A cornerstone of the agile and modern way of working is the reliance in experimentations, observations, and continuous improvements.

Sadly, there is a dangerous but common misconception that this should happen sporadically and without any structures: “We will see how it goes”, “Let’s do it agile”, “YOLO!” … I have heard these too often when discussing a complex problem to solve or a risky task to try out, mostly when the participants just wouldn't bother to analyse or plan it.  It can work, of course. This is ultimately how we learn and grow as kids: running, jumping, falling, learning, where the main trigger for learning is pain. Translated to organisation structures, relying on pain or luck as decision-making mechanism is obviously risky — especially when this is not wished by design. Thankfully, the scientific method was discovered and can bring us consistent results and contrasting outcomes, which maximise our learning and growing potential. The Agile Coaches at XITASO sharing this view designed the Experiment Canvas, as the way to offer a minimal canvas for running reliable experiments, delivering consistent results.

How does it work?

The Experiment Canvas is here to help us to design, run and conclude better Experiments by bringing structure to them.

First, decide the name, the timeframe, and the owner of the experiment. This is done for transparency purpose so that anyone in the organisation can know what's going on.
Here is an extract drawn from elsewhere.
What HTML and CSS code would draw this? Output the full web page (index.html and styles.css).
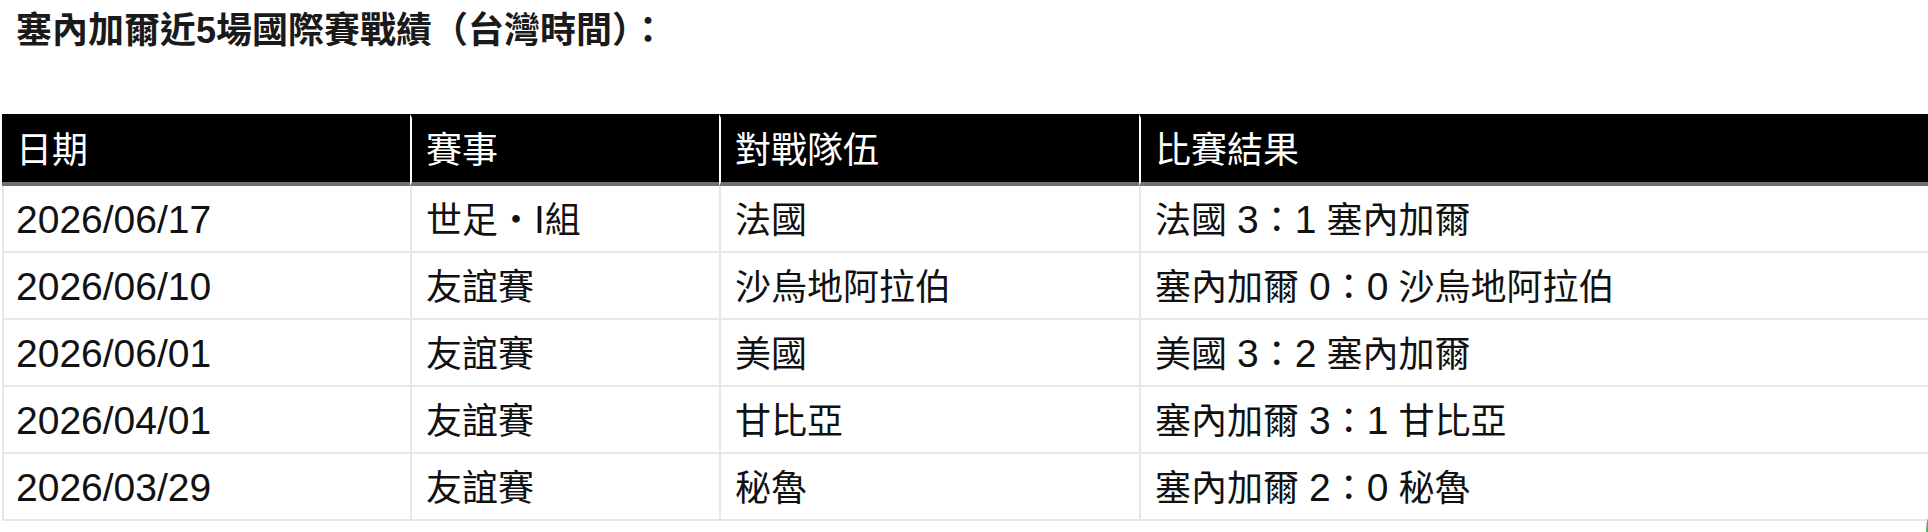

The hope describes what you are aiming at. You don't need to describe how the experiment will run but the result you are wishing for.

The Success Criteria are what you will look at, or measure, to see if your Experiment was a success: at the end of the timeframe, have a look at the criteria and check the results ✅❌. The worst output possible would be the impossibility to observe or measure the results, which would mean that the experiment was performed for nothing... 🚫

The Next Steps are also here to maximize transparency.